I've been reading quite a bit about our Catholic way of life and by the way, being Catholic/Christian is a way of life. I know that without all the Sacraments and Sacramentals that make up my Catholic way, I would probably be okay for a couple of days but I would miss all the "things" that have become a part of who I am much in the same way that I MISS MY KIDS. I would miss all the little things that bring me closer to Christ.  I love praying the Rosary and the Stations of the Cross. I love visits in the Chapel and praying the novena to St. Joseph. And speaking of St. Joseph, I read about the life of St. Andre this week and realize that Joseph is an awesome intercessor for healing as well as many other needs. I love the daily readings, morning prayer and being able to receive Jesus in Holy Communion every day. I love asking St. Anthony to help me find the things I've lost. I love lighting the candle before I write in front of the Blessed Mother statue that was my grandmother's. I could go on and on but the bottom line is that I love my faith. I love the journey. I love the Catholic way of life. And, I barely touch all it has to offer. I still have a lot to learn about all that has been handed down.

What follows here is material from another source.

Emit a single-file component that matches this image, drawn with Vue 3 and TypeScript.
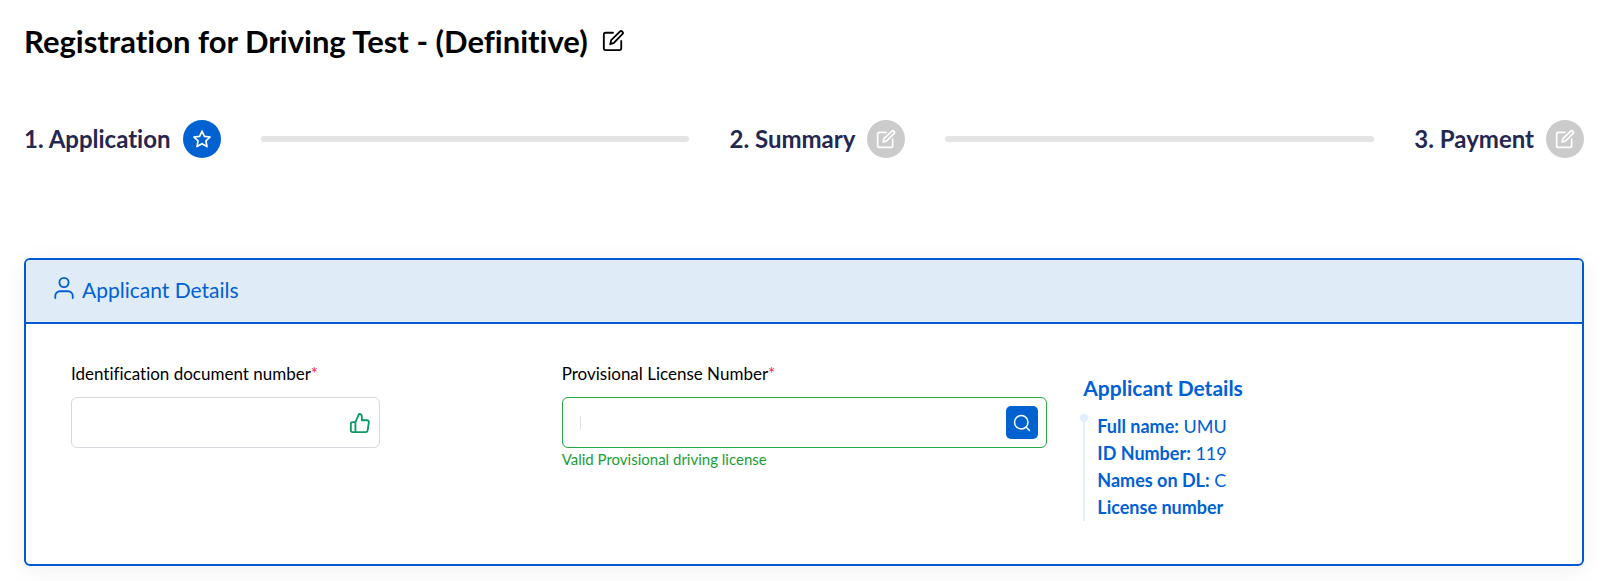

This idea that I could write more, that I could be more effective and more efficient if I were just left on my own is just that, an idea. This idea that if I had all the time that I spend on kids and husband and house and prayer, life would be easier, better, less crazy, is just that, an idea that is not my reality. In reality, it is all those "things" and more that make up my wonderful, full, chaotic, fun Catholic way of life. It is all those "things" and people that make me love the journey and I wouldn't trade any of it for all the peace and quiet in the world.  And, just sayin', I MISS MY KIDS.

Thursday, June 5, 2014

Working in a Family Business

Last night I got all cozy in bed and suddenly heard one of my older daughters in the hallway. It was not late so I called out, "Hey. Just thinking about you. Glad you're home." Dinner with friends. Early night. She came into my bedroom and commented on her younger sister being awake and I said,
"Hey, come in here and rub my feet." My older girl who hates to touch feet offers, "I can rub your feet." Really! Yippee! I could not get them out from the covers fast enough. I love a good foot rub after a long day. As she massaged, she talked about her day and her night and related a story about seeing a girl she graduated from high school with at the restaurant last night. The girls asked her what she was up to and she said, "Work." "And where are you working?" Turns out, she's an event planner and her job sounds really cool and my daughter could not imagine why she didn't just offer the info on the front end. We laughed and she said, "Hey it's not like she works for her mom or something. When she asked what I was doing I told her that I am coaching high school volleyball and working at the bookstore for my mom and my dad." Again, we just laughed. The conversation ended and so did the foot massage.
While getting my hair cut this morning, it dawned on me...Hey! Wait a minute! I work for my mom! Is there something wrong with that?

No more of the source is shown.